If India’s fiscal stimulus is well-aimed to boost growth and is seen as a temporary aberration to deal with the ongoing crisis, it may not invite any ratings action, economists said. Rather, such steps might be needed to prevent a downward spiral in growth and ratings.

“There will be pressure on ratings because of fiscal slippages," said M. Govinda Rao, former director of the National Institute of Public Finance and Policy (NIPFP). “But the rating agencies will take into account the relative situation as well. Every country is undergoing a serious crisis, and fiscal metrics everywhere will be under pressure. This is a temporary aberration and if the government convinces the rating agencies that they have a credible plan to return to austerity, there may not be a downgrade."

Ratings agencies themselves appear to have factored in fiscal slippages in the current fiscal.

“The ability of emerging markets to use fiscal stimulus to support growth varies a lot," said Shaun Roache, chief Asia-Pacific economist at S&P. “In some cases, including India, high levels of debt and reliance on foreigners to fund current account deficits limits the space to cut taxes or boost spending.
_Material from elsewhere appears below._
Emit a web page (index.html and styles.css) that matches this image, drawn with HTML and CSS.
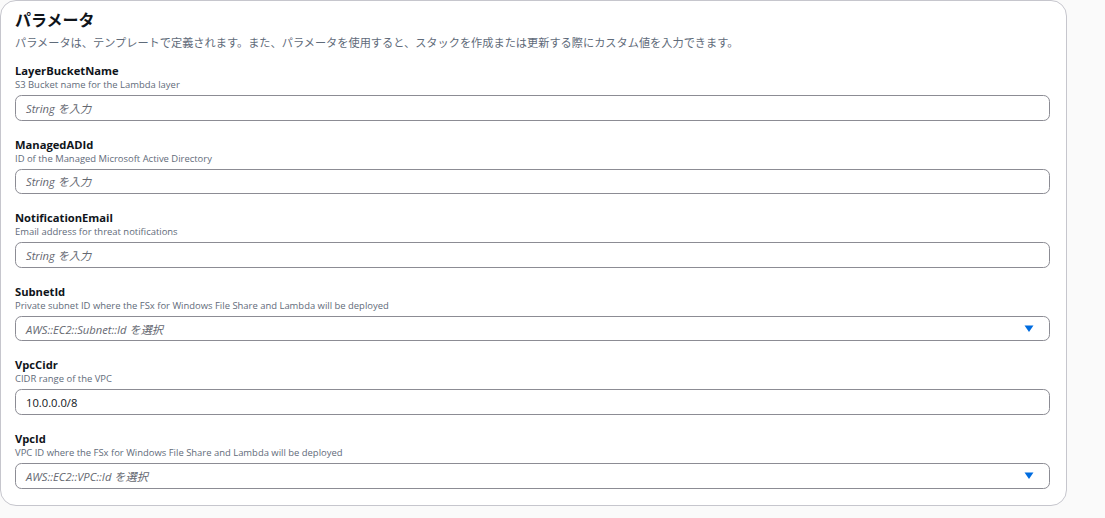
FILE: index.html
```html
<!DOCTYPE html>
<html lang="ja">
<head>
<meta charset="utf-8">
<title>パラメータ</title>
<link rel="stylesheet" href="styles.css">
</head>
<body>
<section class="card">
  <header class="card-header">
    <h2 class="title">パラメータ</h2>
    <p class="subtitle">パラメータは、テンプレートで定義されます。また、パラメータを使用すると、スタックを作成または更新する際にカスタム値を入力できます。</p>
  </header>
  <div class="fields">
    <div class="field">
      <div class="label">LayerBucketName</div>
      <div class="desc">S3 Bucket name for the Lambda layer</div>
      <div class="control"><span class="placeholder">String を入力</span></div>
    </div>
    <div class="field">
      <div class="label">ManagedADId</div>
      <div class="desc">ID of the Managed Microsoft Active Directory</div>
      <div class="control"><span class="placeholder">String を入力</span></div>
    </div>
    <div class="field">
      <div class="label">NotificationEmail</div>
      <div class="desc">Email address for threat notifications</div>
      <div class="control"><span class="placeholder">String を入力</span></div>
    </div>
    <div class="field">
      <div class="label">SubnetId</div>
      <div class="desc">Private subnet ID where the FSx for Windows File Share and Lambda will be deployed</div>
      <div class="control select"><span class="placeholder">AWS::EC2::Subnet::Id を選択</span>
        <svg class="caret" width="10" height="8" viewBox="0 0 10 8"><path d="M0.5 0.5 H9.5 L5 7 Z" fill="#006ce0"/></svg>
      </div>
    </div>
    <div class="field">
      <div class="label">VpcCidr</div>
      <div class="desc">CIDR range of the VPC</div>
      <div class="control"><span class="value">10.0.0.0/8</span></div>
    </div>
    <div class="field">
      <div class="label">VpcId</div>
      <div class="desc">VPC ID where the FSx for Windows File Share and Lambda will be deployed</div>
      <div class="control select"><span class="placeholder">AWS::EC2::VPC::Id を選択</span>
        <svg class="caret" width="10" height="8" viewBox="0 0 10 8"><path d="M0.5 0.5 H9.5 L5 7 Z" fill="#006ce0"/></svg>
      </div>
    </div>
  </div>
</section>
</body>
</html>
```
FILE: styles.css
```css
* { box-sizing: border-box; }
html, body {
  margin: 0;
  padding: 0;
  background: #fafafa;
}
body {
  font-family: "Open Sans", "Noto Sans CJK JP", sans-serif;
  color: #0f141a;
  width: 1105px;
  height: 518px;
  overflow: hidden;
}
.card {
  width: 1067px;
  background: #ffffff;
  border: 1px solid #c6c6cd;
  border-radius: 16px;
  padding: 9px 16px 16px 14px;
}
.title {
  margin: 0;
  font-size: 16px;
  line-height: 20px;
  font-weight: 700;
  font-family: "Open Sans", "Noto Sans CJK JP", sans-serif;
}
.subtitle {
  margin: 5px 0 0 0;
  font-size: 11.2px;
  line-height: 16px;
  color: #5f6b7a;
}
.fields {
  display: flex;
  flex-direction: column;
  gap: 17px;
  margin-top: 13px;
}
.field {
  display: flex;
  flex-direction: column;
}
.label {
  font-size: 11.2px;
  line-height: 14px;
  font-weight: 700;
  color: #0f141a;
}
.desc {
  font-size: 9.45px;
  line-height: 14px;
  color: #5f6b7a;
}
.control {
  margin-top: 3px;
  height: 25.6px;
  border: 1px solid #8c8c94;
  border-radius: 6.4px;
  background: #ffffff;
  display: flex;
  align-items: center;
  justify-content: space-between;
  padding: 0 15px 0 10px;
  font-size: 11.2px;
}
.placeholder {
  font-style: italic;
  color: #656871;
}
.value {
  color: #0f141a;
}
.caret {
  display: block;
}
```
Still, using fiscal policy to limit the damage, especially to protect jobs, will be essential if policymakers set the economy up for a recovery later this year."

Measures taken by the U.S. Fed and other large central banks to boost liquidity have reduced upward pressure on the dollar, allowing emerging markets such as India more space to lower interest rates and raise public borrowing, Roache added.
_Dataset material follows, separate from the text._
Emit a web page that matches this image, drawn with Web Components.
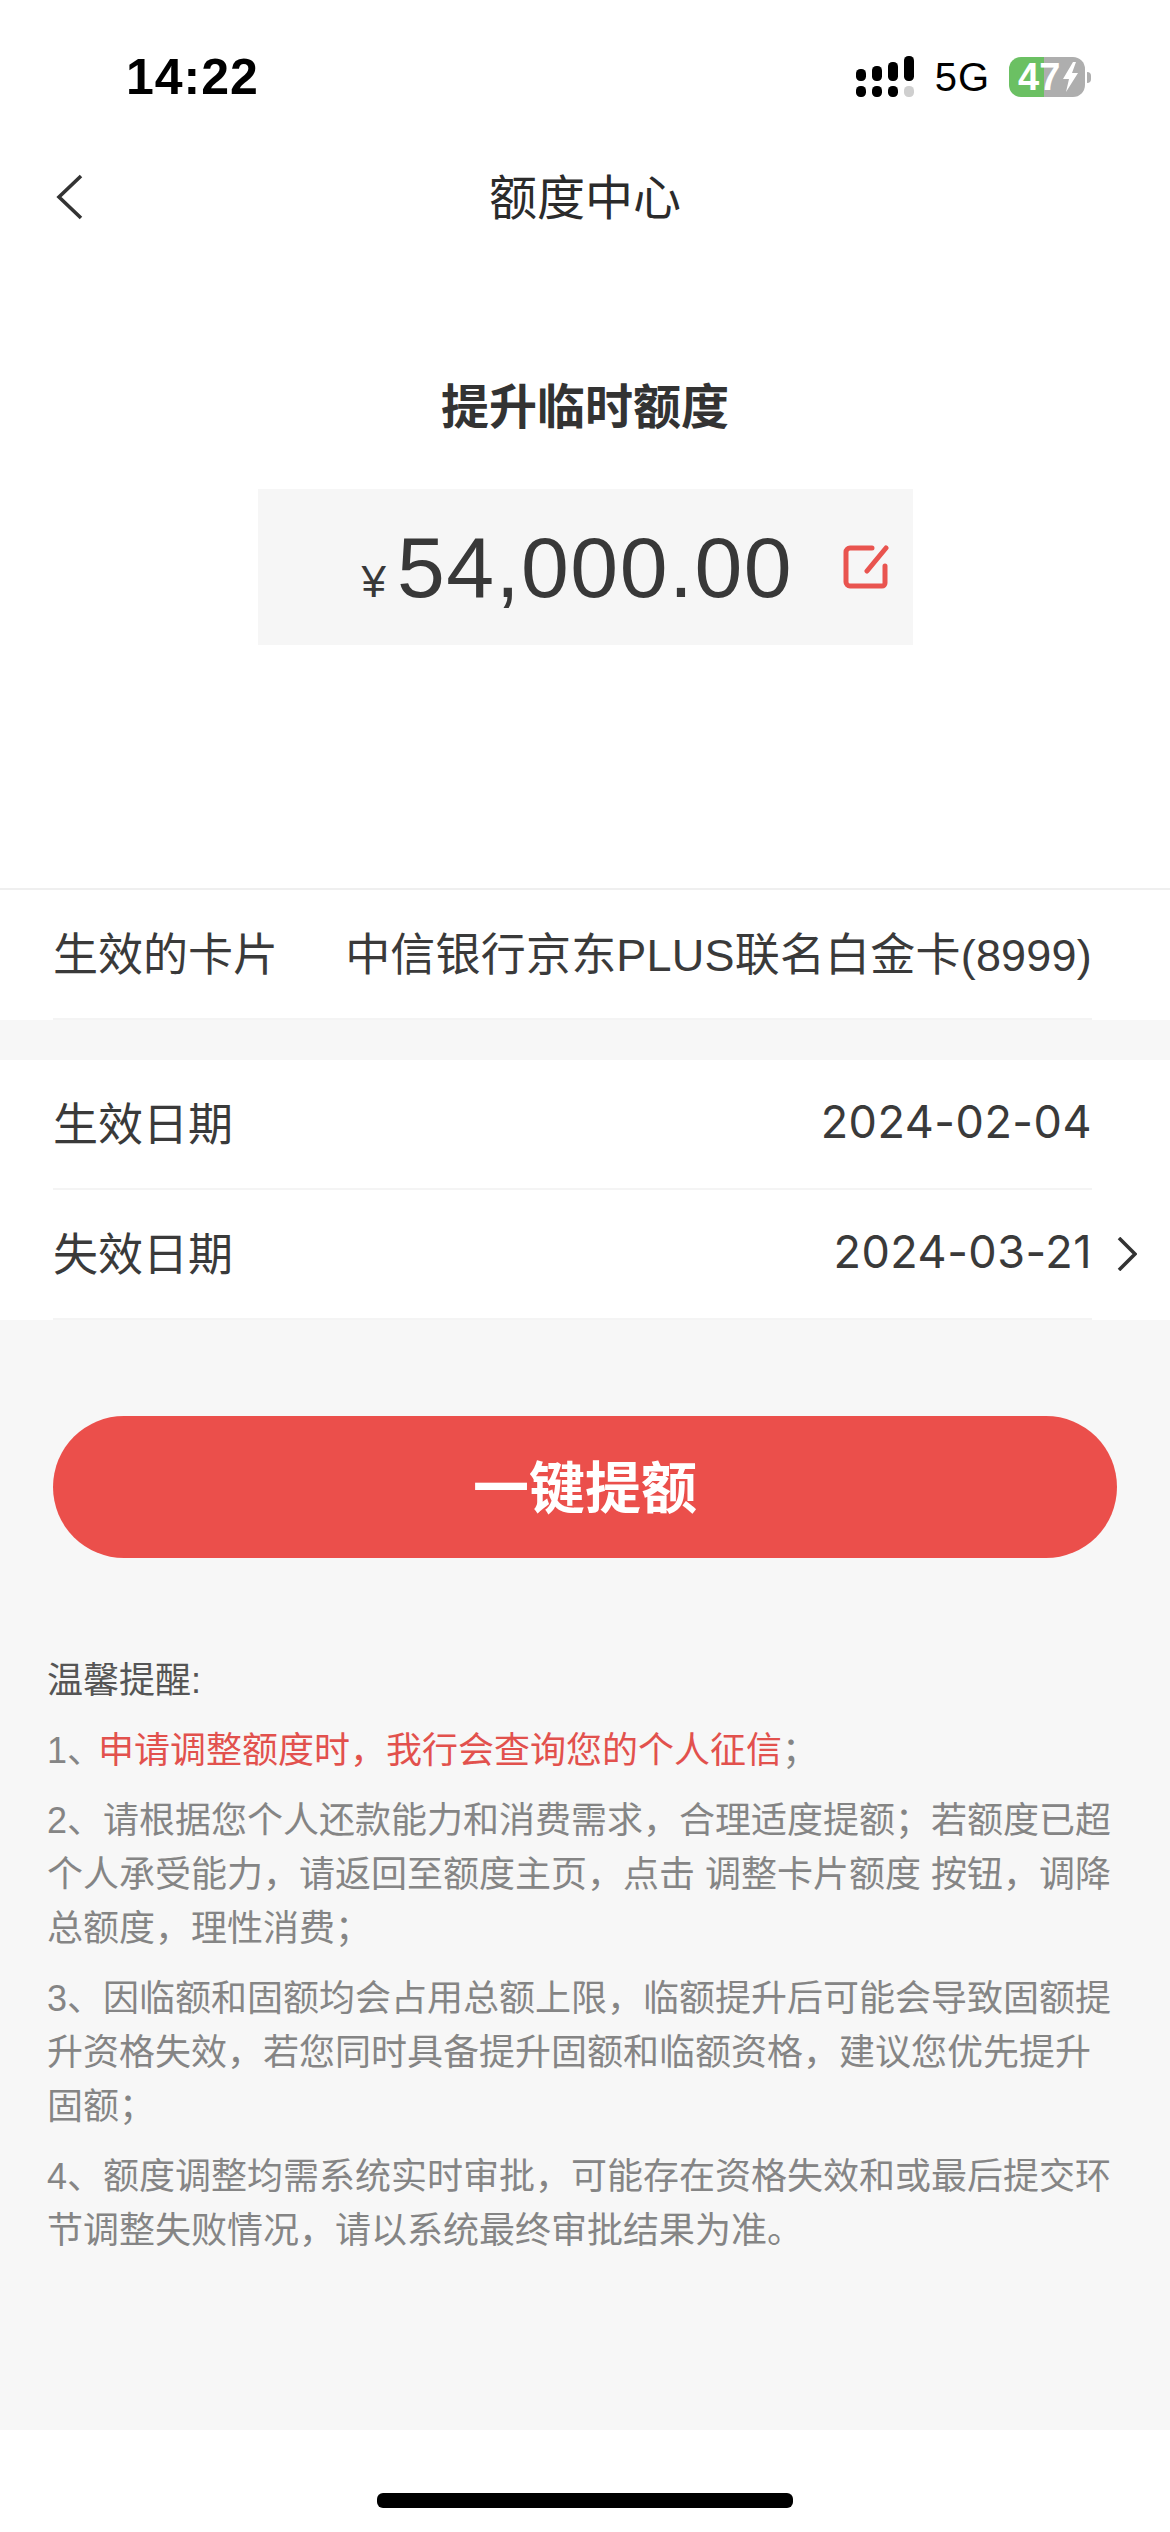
<!DOCTYPE html>
<html lang="zh">
<head>
<meta charset="utf-8">
<title>额度中心</title>
<style>
  html, body { margin: 0; padding: 0; background: #fff; }
  body { font-family: "Liberation Sans", "Noto Sans CJK SC", sans-serif; }
  notice-list em { font-style: normal; color: #e2514d; margin-left: -5px; }
</style>
</head>
<body>
<limit-page>
  <status-bar slot="top" time="14:22"></status-bar>
  <nav-bar slot="top">额度中心</nav-bar>
  <limit-hero slot="top" heading="提升临时额度" amount="54,000.00"></limit-hero>

  <info-group slot="top">
    <info-row label="生效的卡片" value="中信银行京东PLUS联名白金卡(8999)"></info-row>
  </info-group>
  <info-group slot="top" class="second">
    <info-row label="生效日期" value="2024-02-04" date></info-row>
    <info-row label="失效日期" value="2024-03-21" date arrow></info-row>
  </info-group>

  <action-button>一键提额</action-button>

  <notice-list heading="温馨提醒:">
    <p>1、<em>申请调整额度时，我行会查询您的个人征信</em>；</p>
    <p>2、请根据您个人还款能力和消费需求，合理适度提额；若额度已超个人承受能力，请返回至额度主页，点击 调整卡片额度 按钮，调降总额度，理性消费；</p>
    <p>3、因临额和固额均会占用总额上限，临额提升后可能会导致固额提升资格失效，若您同时具备提升固额和临额资格，建议您优先提升固额；</p>
    <p>4、额度调整均需系统实时审批，可能存在资格失效和或最后提交环节调整失败情况，请以系统最终审批结果为准。</p>
  </notice-list>
</limit-page>

<script>
const FONT = '"Liberation Sans", "Noto Sans CJK SC", sans-serif';

class LimitPage extends HTMLElement {
  constructor() {
    super();
    this.attachShadow({mode: 'open'});
    this.shadowRoot.innerHTML = `
    <style>
      :host { display: flex; flex-direction: column; height: 2532px; background: #fff; font-family: ${FONT}; }
      main { flex: 1; background: #f7f7f7; display: flex; flex-direction: column; }
      footer { height: 102px; display: flex; align-items: flex-start; justify-content: center; background: #fff; }
      .home { width: 416px; height: 15px; margin-top: 63px; border-radius: 6px; background: #000; }
    </style>
    <main>
      <slot name="top"></slot>
      <slot></slot>
    </main>
    <footer><div class="home"></div></footer>
    `;
  }
}

class StatusBar extends HTMLElement {
  constructor() {
    super();
    this.attachShadow({mode: 'open'});
    this.shadowRoot.innerHTML = `
    <style>
      :host { display: flex; align-items: center; height: 154px; padding: 0 79px 0 126px; background: #fff; color: #000; }
      .time { font-size: 50px; font-weight: 700; letter-spacing: 1px; flex: 1; }
      svg { display: block; }
      .net { font-size: 40px; letter-spacing: 1px; margin: 0 19px 0 21px; }
      .battery { position: relative; width: 76px; height: 40px; border-radius: 12px; display: flex; align-items: center;
        background: linear-gradient(90deg, #6bc063 46%, #aeaeae 46%); color: #fff; font-size: 38px; font-weight: 700; }
      .battery span { margin-left: 9px; line-height: 40px; }
      .battery svg { position: absolute; left: 53px; top: 5px; }
      .cap { width: 4px; height: 11px; background: #aeaeae; border-radius: 0 4px 4px 0; margin-left: 2px; }
    </style>
    <div class="time"></div>
    <svg width="58" height="42" viewBox="0 0 58 42">
      <g fill="#000">
        <rect x="0" y="13" width="10" height="12" rx="4.5"/>
        <rect x="16" y="10" width="10" height="15" rx="4.5"/>
        <rect x="32" y="6" width="10" height="19" rx="4.5"/>
        <rect x="48" y="0" width="10" height="25" rx="4.5"/>
        <rect x="0" y="30" width="10" height="11" rx="4.5"/>
        <rect x="16" y="30" width="10" height="11" rx="4.5"/>
        <rect x="32" y="30" width="10" height="11" rx="4.5"/>
      </g>
      <rect x="48" y="30" width="10" height="11" rx="4.5" fill="#cfcfcf"/>
    </svg>
    <div class="net">5G</div>
    <div class="battery">
      <span>47</span>
      <svg width="17" height="30" viewBox="0 0 17 30"><path d="M11 0 L1 17 H7 L4 30 L16 11 H10 L14 0 Z" fill="#fff"/></svg>
    </div>
    <div class="cap"></div>
    `;
  }

  connectedCallback() {
    this.shadowRoot.querySelector('.time').textContent = this.getAttribute('time');
  }
}

class NavBar extends HTMLElement {
  constructor() {
    super();
    this.attachShadow({mode: 'open'});
    this.shadowRoot.innerHTML = `
    <style>
      :host { display: grid; grid-template-columns: 1fr auto 1fr; align-items: center; height: 86px; padding: 0 56px; background: #fff; }
      svg { display: block; }
      .title { font-size: 48px; color: #2b2b2b; padding-bottom: 6px; }
    </style>
    <svg width="28" height="46" viewBox="0 0 28 46" fill="none"><path d="M25 2 L3 23 L25 44" stroke="#333" stroke-width="3.6"/></svg>
    <div class="title"><slot></slot></div>
    <span></span>
    `;
  }
}

class LimitHero extends HTMLElement {
  constructor() {
    super();
    this.attachShadow({mode: 'open'});
    this.shadowRoot.innerHTML = `
    <style>
      :host { display: flex; flex-direction: column; align-items: center; background: #fff; padding: 138px 0 243px; }
      h2 { margin: 0 0 51px; font-size: 48px; line-height: 60px; font-weight: 700; color: #333; }
      .box { box-sizing: border-box; width: 655px; height: 156px; padding-left: 104px; background: #f6f6f6; display: flex; align-items: baseline; color: #383838; }
      .sign { font-size: 44px; margin-right: 11px; }
      .num { font-size: 86px; line-height: 156px; letter-spacing: 1.5px; }
      svg { align-self: center; margin-left: 50px; display: block; }
    </style>
    <h2></h2>
    <div class="box">
      <span class="sign">¥</span>
      <span class="num"></span>
      <svg width="46" height="44" viewBox="0 0 46 44" fill="none" stroke="#e9544f" stroke-width="5" stroke-linecap="round">
        <path d="M29 3 H7 a4 4 0 0 0 -4 4 V37 a4 4 0 0 0 4 4 H39 a3 3 0 0 0 3 -3 V21"/>
        <path d="M43 3 L24 26"/>
      </svg>
    </div>
    `;
  }

  connectedCallback() {
    this.shadowRoot.querySelector('h2').textContent = this.getAttribute('heading');
    this.shadowRoot.querySelector('.num').textContent = this.getAttribute('amount');
  }
}

class InfoGroup extends HTMLElement {
  constructor() {
    super();
    this.attachShadow({mode: 'open'});
    this.shadowRoot.innerHTML = `
    <style>
      :host { display: block; background: #fff; border-top: 2px solid #efefef; }
      :host(.second) { margin-top: 40px; border-top: 0; }
    </style>
    <slot></slot>
    `;
  }
}

class InfoRow extends HTMLElement {
  constructor() {
    super();
    this.attachShadow({mode: 'open'});
    this.shadowRoot.innerHTML = `
    <style>
      :host { display: block; padding: 0 78px 0 53px; }
      .row { box-sizing: border-box; height: 130px; padding-bottom: 6px; border-bottom: 2px solid #f4f4f4; display: flex; align-items: center; justify-content: space-between; color: #3a3a3a; font-size: 45px; }
      .value { letter-spacing: .2px; }
      :host([date]) .value { font-family: Inter, "Liberation Sans", sans-serif; font-size: 45px; letter-spacing: .5px; }
      .arrow { display: none; margin: 6px -45px 0 25px; }
      :host([arrow]) .arrow { display: block; }
      .right { display: flex; align-items: center; }
    </style>
    <div class="row">
      <span class="label"></span>
      <div class="right">
        <span class="value"></span>
        <svg class="arrow" width="20" height="34" viewBox="0 0 20 34" fill="none"><path d="M2 1 L18 17 L2 33" stroke="#333" stroke-width="3.6"/></svg>
      </div>
    </div>
    `;
  }

  connectedCallback() {
    this.shadowRoot.querySelector('.label').textContent = this.getAttribute('label');
    this.shadowRoot.querySelector('.value').textContent = this.getAttribute('value');
  }
}

class ActionButton extends HTMLElement {
  constructor() {
    super();
    this.attachShadow({mode: 'open'});
    this.shadowRoot.innerHTML = `
    <style>
      :host { display: flex; align-items: center; justify-content: center; box-sizing: border-box; height: 142px; padding-bottom: 8px; margin: 96px 53px 96px; border-radius: 71px; background: #eb4f4b; color: #fff; font-size: 56px; font-weight: 700; }
    </style>
    <slot></slot>
    `;
  }
}

class NoticeList extends HTMLElement {
  constructor() {
    super();
    this.attachShadow({mode: 'open'});
    this.shadowRoot.innerHTML = `
    <style>
      :host { display: block; padding: 0 47px; font-size: 36px; line-height: 54px; color: #858585; }
      h3 { margin: 0 0 16px; font-size: inherit; font-weight: 400; color: #555; }
      ::slotted(p) { margin: 0 0 16px; }
    </style>
    <h3></h3>
    <slot></slot>
    `;
  }

  connectedCallback() {
    this.shadowRoot.querySelector('h3').textContent = this.getAttribute('heading');
  }
}

customElements.define('limit-page', LimitPage);
customElements.define('status-bar', StatusBar);
customElements.define('nav-bar', NavBar);
customElements.define('limit-hero', LimitHero);
customElements.define('info-group', InfoGroup);
customElements.define('info-row', InfoRow);
customElements.define('action-button', ActionButton);
customElements.define('notice-list', NoticeList);
</script>
</body>
</html>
The fiscal metrics are after all only one set of metrics that determine a country’s sovereign ratings. Growth and external vulnerabilities are other crucial determinants. Thanks to low oil prices and the cushion of a comfortable forex cover, India’s external vulnerabilities are low right now. So far, growth downgrades for India have been in line with other emerging markets but the lack of an effective fiscal stimulus could change that in the coming months.

Without a credible plan to revive the economy, the government risks undermining growth as well as fiscal metrics. A sharp decline in growth over the medium term would crimp government revenues and lead to much wider deficits than anticipated. It would also likely add to the growing pile of bad loans, strain an already fragile financial sector, and raise the eventual bank recapitalization costs for the government. The risk of a sovereign downgrade will become much more acute under such circumstances. India would harm rather than improve her rating prospects by walking down that path.

At the moment, fiscal prudence demands higher spending, not belt-tightening.